TASK INSTRUCTIONS:
Count how many lines hold the word "React" and give that number as the whole answer.

COLLECTED DATA:
________

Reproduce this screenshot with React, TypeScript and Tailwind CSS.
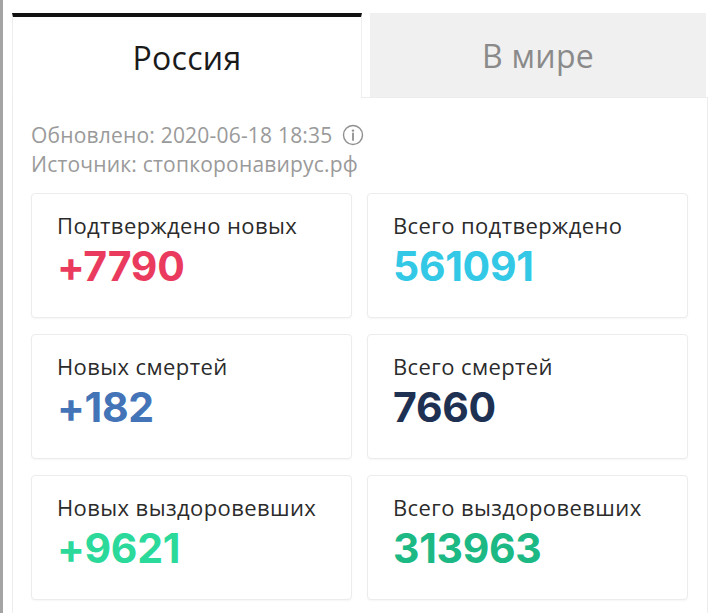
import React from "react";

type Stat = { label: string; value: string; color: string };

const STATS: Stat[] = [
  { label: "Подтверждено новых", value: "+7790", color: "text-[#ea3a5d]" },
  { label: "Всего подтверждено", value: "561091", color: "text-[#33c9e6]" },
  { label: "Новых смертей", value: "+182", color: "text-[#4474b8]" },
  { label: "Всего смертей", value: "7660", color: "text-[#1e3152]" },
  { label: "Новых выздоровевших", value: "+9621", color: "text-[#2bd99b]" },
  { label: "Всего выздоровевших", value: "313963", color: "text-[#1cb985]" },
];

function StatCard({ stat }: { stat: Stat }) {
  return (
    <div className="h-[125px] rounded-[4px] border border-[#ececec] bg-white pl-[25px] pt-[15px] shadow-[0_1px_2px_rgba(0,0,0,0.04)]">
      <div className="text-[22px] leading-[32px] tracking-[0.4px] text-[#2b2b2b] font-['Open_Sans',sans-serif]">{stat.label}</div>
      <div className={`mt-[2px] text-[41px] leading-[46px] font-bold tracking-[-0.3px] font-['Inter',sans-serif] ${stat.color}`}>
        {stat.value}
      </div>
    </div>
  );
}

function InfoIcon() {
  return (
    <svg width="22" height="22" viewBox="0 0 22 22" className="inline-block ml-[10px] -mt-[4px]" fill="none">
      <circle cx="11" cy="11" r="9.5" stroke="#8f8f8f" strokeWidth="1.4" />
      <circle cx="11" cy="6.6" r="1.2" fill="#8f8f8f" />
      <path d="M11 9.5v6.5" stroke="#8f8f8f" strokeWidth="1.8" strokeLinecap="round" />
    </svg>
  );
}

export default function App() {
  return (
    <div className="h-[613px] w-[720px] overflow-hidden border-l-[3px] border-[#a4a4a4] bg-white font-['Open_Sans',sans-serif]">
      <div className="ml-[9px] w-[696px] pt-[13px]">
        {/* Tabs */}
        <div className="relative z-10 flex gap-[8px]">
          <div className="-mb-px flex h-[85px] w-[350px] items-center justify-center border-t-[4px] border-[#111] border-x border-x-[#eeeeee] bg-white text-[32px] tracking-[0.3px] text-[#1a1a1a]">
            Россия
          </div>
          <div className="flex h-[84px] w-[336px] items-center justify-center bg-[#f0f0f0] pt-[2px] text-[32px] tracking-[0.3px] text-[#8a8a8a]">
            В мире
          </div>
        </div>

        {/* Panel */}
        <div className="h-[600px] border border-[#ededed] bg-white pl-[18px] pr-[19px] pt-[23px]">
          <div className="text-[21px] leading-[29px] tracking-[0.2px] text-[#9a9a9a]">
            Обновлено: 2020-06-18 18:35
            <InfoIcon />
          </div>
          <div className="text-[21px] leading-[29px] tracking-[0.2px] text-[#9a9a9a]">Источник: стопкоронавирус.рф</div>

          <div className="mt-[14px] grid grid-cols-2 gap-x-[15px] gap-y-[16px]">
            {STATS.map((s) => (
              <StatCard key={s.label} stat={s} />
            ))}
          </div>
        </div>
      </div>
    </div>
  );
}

________

COMPLETED TASK:
2